Since $n\geq 1$, $f(x)\not=0$.

Suppose $f(x)$ were reducible, then there exist non-units, $a(x),b(x) \in R[x]$, such that $f(x)=a(x)b(x)$ and since $a(x),b(x)$ are not units, if one is constant, then $f(x)\not=a(x)b(x)$ because the leading coefficient on the left is $1$$(f$ monic$)$ whereas the leading coefficient on the right cannot be $1$. Thus $a(x),b(x)$ must be nonconstant polynomials in $R[x]$.

Reducing the coefficients modulo $P$, with the assumptions on the coefficients of $f(x)$

$$x^n = \overline{a(x)b(x)} \in (R/P)[x]$$

Since $P$ is a prime ideal, $R/P$ is an integral domain, and has no zero-divisors, the constant term $a_0b_0$ of $a(x)b(x)$ is $0$ in $R/P$, at least one of $a_0,b_0$ must be $0$ in $R/P$, i.e. at least one of $a_0,b_0$ is in $P$.

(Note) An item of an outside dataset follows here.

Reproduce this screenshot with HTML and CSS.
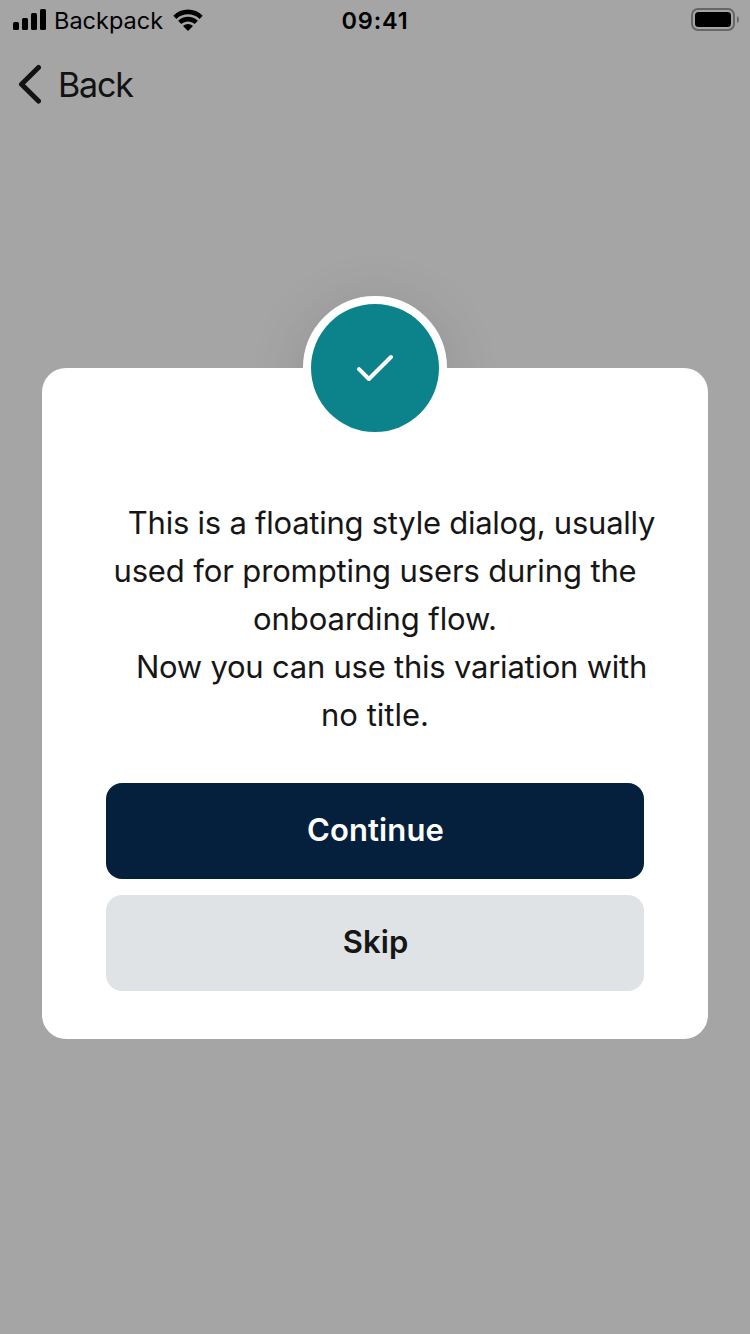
FILE: index.html
```
<!DOCTYPE html>
<html lang="en">
<head>
<meta charset="utf-8">
<title>Dialog</title>
<link rel="stylesheet" href="styles.css">
</head>
<body>
<div class="screen">
  <header class="status">
    <div class="status-left">
      <svg class="signal" width="34" height="22" viewBox="0 0 34 22"><rect x="0" y="13" width="6" height="8" rx="1.5"/><rect x="9" y="9" width="6" height="12" rx="1.5"/><rect x="18" y="4" width="6" height="17" rx="1.5"/><rect x="27" y="0" width="6" height="21" rx="1.5"/></svg>
      <span class="carrier">Backpack</span>
      <svg class="wifi" width="30" height="22" viewBox="0 0 30 22"><path d="M0.3 6.7C8.2-1.6 21.8-1.6 29.7 6.7L26.6 10C20.5 3.8 9.5 3.8 3.4 10Z"/><path d="M5.1 11.8C10.5 6.4 19.5 6.4 24.9 11.8L21.7 15.1C18.2 11.6 11.8 11.6 8.3 15.1Z"/><path d="M10 16.9C12.8 14.2 17.2 14.2 20 16.9L15 22Z"/></svg>
    </div>
    <span class="time">09:41</span>
    <svg class="battery" width="48" height="24" viewBox="0 0 48 24"><rect x="1" y="1" width="42" height="21" rx="6" fill="none" stroke="#666" stroke-width="2"/><rect x="4" y="4" width="36" height="15" rx="3.5"/><path d="M46 8Q48 9 48 11.5T46 15Z" fill="#666"/></svg>
  </header>
  <nav class="nav">
    <svg width="24" height="40" viewBox="0 0 24 40"><path d="M20.5 3.5L3.5 20.2L20.5 37" fill="none" stroke="#111213" stroke-width="5" stroke-linecap="round" stroke-linejoin="round"/></svg>
    <span class="back">Back</span>
  </nav>
  <main class="dialog">
    <div class="halo"></div>
    <div class="card">
      <div class="message">
        <div class="line indent l1">This is a floating style dialog, usually</div>
        <div class="line l2">used for prompting users during the</div>
        <div class="line l3">onboarding flow.</div>
        <div class="line indent l4">Now you can use this variation with</div>
        <div class="line l5">no title.</div>
      </div>
      <div class="actions">
        <button class="button primary">Continue</button>
        <button class="button secondary">Skip</button>
      </div>
    </div>
    <div class="badge">
      <svg width="48" height="48" viewBox="0 0 48 48"><path d="M8 25.2L17.9 35L40 13" fill="none" stroke="#fff" stroke-width="4" stroke-linecap="round" stroke-linejoin="round"/></svg>
    </div>
  </main>
</div>
</body>
</html>
```
FILE: styles.css
```
body { margin: 0; font-family: Inter, "Liberation Sans", sans-serif; color: #161616; }
.screen { width: 750px; height: 1334px; background: #a5a5a5; overflow: hidden; display: flex; flex-direction: column; }
svg { display: block; flex: none; }
.status { height: 40px; display: grid; grid-template-columns: 1fr auto 1fr; align-items: start; color: #000; box-sizing: border-box; padding: 0 11px 0 13px; }
.status-left { display: flex; align-items: flex-start; }
.signal { margin-top: 9px; }
.carrier { margin-left: 7px; width: 112px; font-size: 23.5px; line-height: 42px; letter-spacing: 0; }
.wifi { margin: 9px 0 0 7px; }
.time { font-size: 23.5px; font-weight: 600; line-height: 42px; letter-spacing: 0.8px; margin-left: -2px; }
.battery { margin-top: 8px; justify-self: end; }
.nav { height: 88px; display: flex; align-items: center; padding-left: 18px; color: #111213; }
.back { margin-left: 16px; font-size: 34px; letter-spacing: -1.2px; }
.dialog { position: relative; margin: 240px 42px 0; }
.card { position: relative; height: 671px; box-sizing: border-box; padding: 131px 64px 48px; background: #fff; border-radius: 24px; display: flex; flex-direction: column; justify-content: space-between; }
.halo, .badge { position: absolute; left: 261px; top: -72px; width: 144px; height: 144px; box-sizing: border-box; border-radius: 50%; }
.halo { box-shadow: 0 8px 60px rgba(0, 0, 0, 0.12); }
.badge { border: 8px solid #fff; background: #fff; display: flex; align-items: center; justify-content: center; }
.badge::before { content: ""; position: absolute; inset: 0; border-radius: 50%; background: #0c838a; }
.badge svg { position: relative; }
.message { margin: 0 -24px; text-align: center; font-size: 31px; line-height: 48px; }
.line { white-space: nowrap; }
.indent { padding-left: 33px; }
.l1 { letter-spacing: -0.25px; }
.l2 { letter-spacing: -0.13px; }
.l3 { letter-spacing: -0.06px; }
.l4 { letter-spacing: -0.23px; }
.actions { display: flex; flex-direction: column; gap: 16px; }
.button { height: 96px; border: 0; border-radius: 16px; padding: 0 0 4px 1px; font: 600 31px/1 Inter, "Liberation Sans", sans-serif; letter-spacing: 0.1px; }
.primary { background: #05203c; color: #fff; }
.secondary { background: #e0e3e5; color: #161616; }
```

Suppose $a_0 \in P$ while $b_0 \not\in P$, then if

$a(x) = a_i x^i + a_{i-1}x^{i-1}+\cdots +a_1 x+a_0, b(x)=b_j x^j+b_{j-1}x^{j-1}+\cdots+b_0$, where $i+j=n$, and $i,j \geq 1$,

there must be some least indexed nonzero constant $a_k \bmod P$, $1\leq k \leq i<n$, otherwise $\overline{a(x)}$ would be identically $0 \bmod P$, and $\overline{a(x)b(x)} = 0 \not= x^n $. But then $a_k\not=0 \bmod P$ and $b_0\not= \bmod P$, so $a_kb_0\not = 0 \bmod P$ since $R/P$ is a domain, and $\overline{a(x)b(x)}$ would have lowest order term $a_kb_0x^k \not= 0\bmod P$ for $k<n$, and cannot be equal to $x^n$. Contradiction. $b_0 \in P$.